Guess you can say that I'm still a romantic, but thankfully not as hopeless as I once was.

Sunday, June 27, 2010

2 Weeks 5 days on T

- Ingrown hairs on legs are becoming more inflamed and pronounced.

- First time experiencing "hell week" while on T and although the cramps were still annoying, I ended up not taking my usual amount of ibuprofen (not sure because of the T or pride or both). 2nd day is usually the heaviest/most painful and that is when I keep the generic meds handy, but I decided not to use them. The pain wasn't so bad that I needed to reach for the bottle in a manner of desparation, but it was present. Flow is slightly less than I've noticed in the past as well.

- Continued oiliness in face resulting in more breakouts, but daily facial washing is keeping it to a minimal.

- Trying to record more of my singing voice. While I might miss being able to hit higher notes later on, I don't like how I sound when I "sing like a girl".

- Not sure if I'm actually seeing an increase in arm hair or if I'm just waiting to see it.

- While I'm not sure if my muscle mass has changed much yet, I do somehow feel a little stronger and I am becoming more nervous about increasing abdominal fat. I really should try to work out.
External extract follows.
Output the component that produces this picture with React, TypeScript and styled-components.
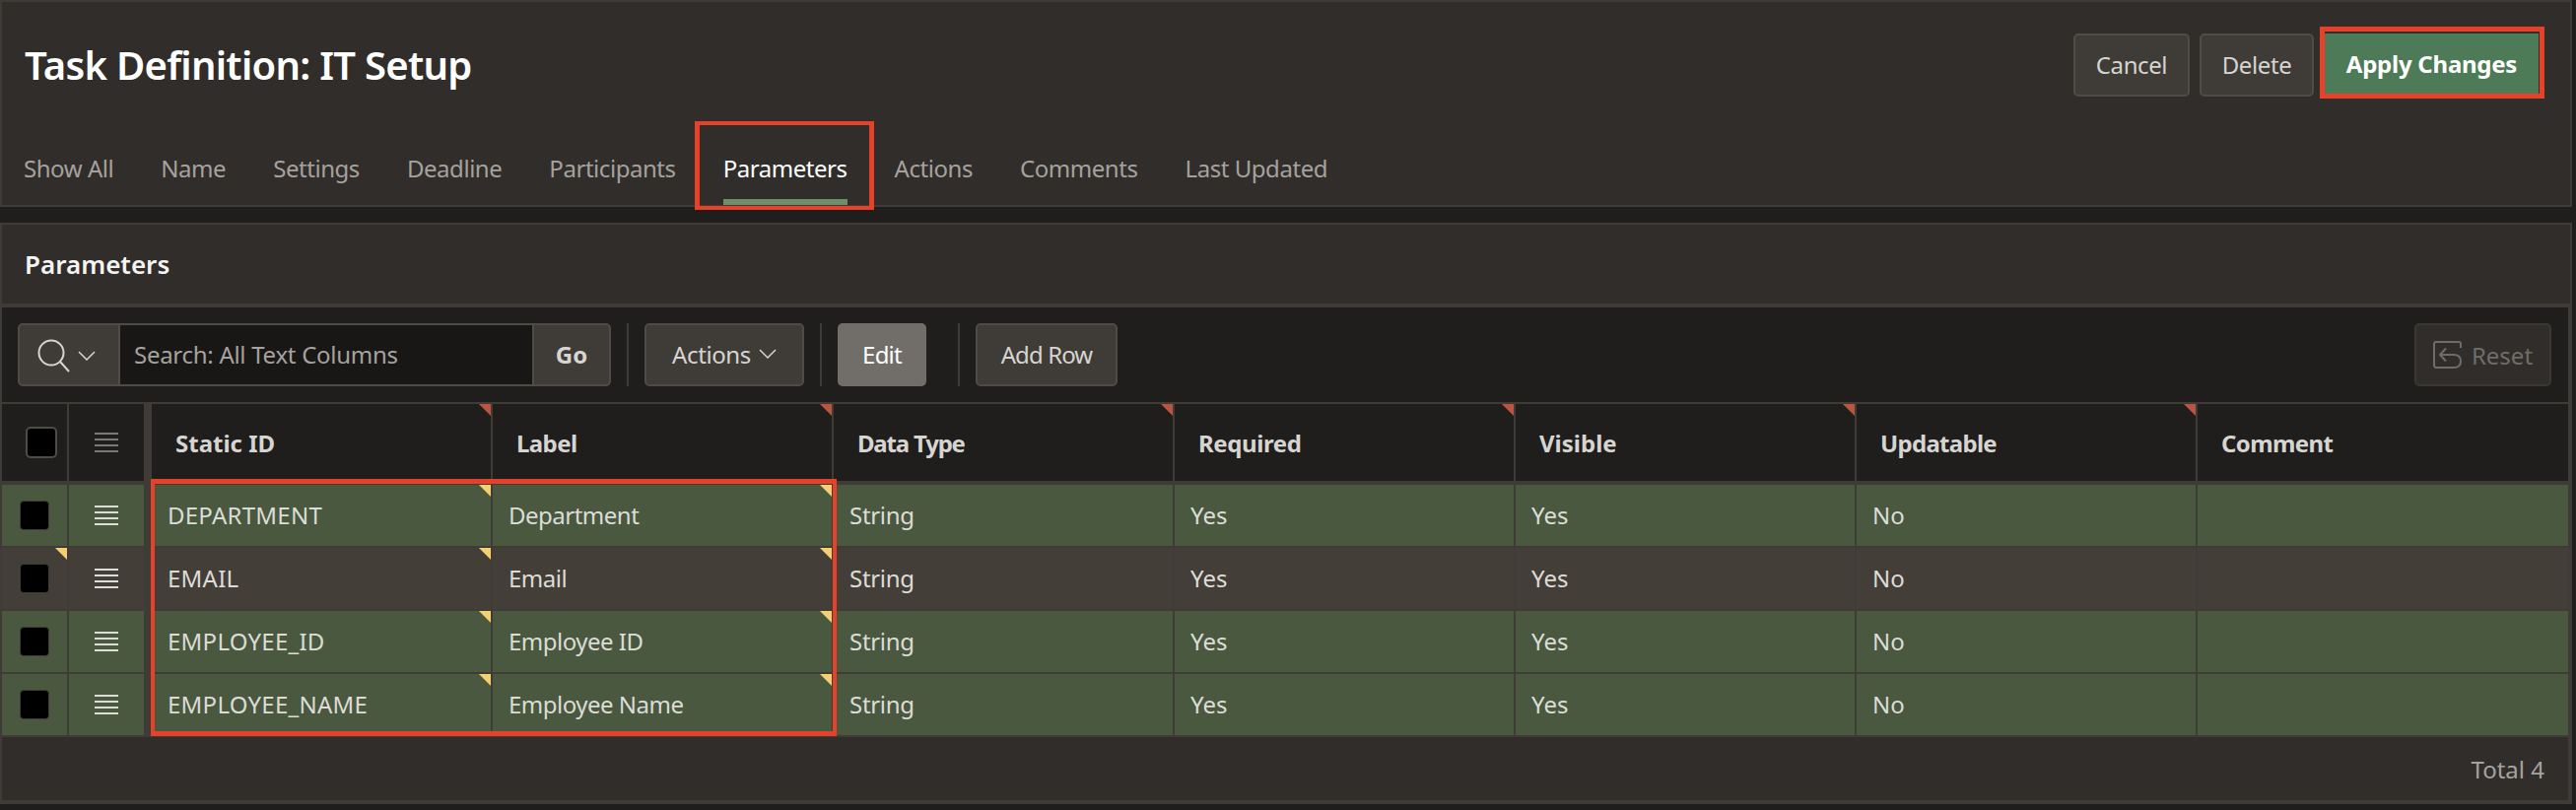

- Leg hairs seem normal. Underarm hairs seem slightly thicker and also seem to grow back faster, but I'm not sure. Am still shaving in those places because it just looks better on me that way. If athletes and male models can shave their body hair, so can I.

Friday, June 25, 2010

The Highs and Lows of Life and Death

Tuesday, June 22, was my second T shot.

Noticing a definite increase in sex drive. Strange how before T I could fantasize without getting physically aroused by my thoughts, but now I'm finding that just thinking about things manifests themselves physically that makes it increasingly harder for me to control.

Just as fast as that rush hit me, now I find myself crashed up against the rocks somehow. I feel this strange loneliness that I haven't felt in a very long time. I'm not sure why when every day that passes I get closer to living the life that I want. I guess it's true that for every gain there is a loss. The more I see myself as Cyrus, the more I realize that "she" is dead.

And now I remember when the last time I felt this loneliness. I was a little over twelve and a half years old when my uncle passed away. He was the first person that took the time to notice me and actually showed interest in what went on in my mind. He was the first person to allow me to express myself freely without fear of rejection or guilt. Even now I suspect that he knew me better than I knew myself at that age and I sometimes wonder if he had known that I would walk this path.

After a couple of good cries tonight...I realize the root of this pain. I'm in a state of mourning. Mourning the death of a young woman who did not live to see 25. Her favorite color was blue and she had a thing for King Arthur stories. She was a protector of women and ass-kicker of assholes. She wanted to learn hip hop and impress her friends who she assumed didn't take her seriously about wanting to learn how to dance. She had a lot of hope for an awesome future.

Just as I learned to carry my uncle's memory in my heart, I'll hold her memory close to me as well. I will live my life to the fullest for them and for me. I'm grieving now, but I know I won't grieve forever. She wouldn't want me to do that.

Rest in peace...and thank you. For not being afraid to live, learn, laugh, and love.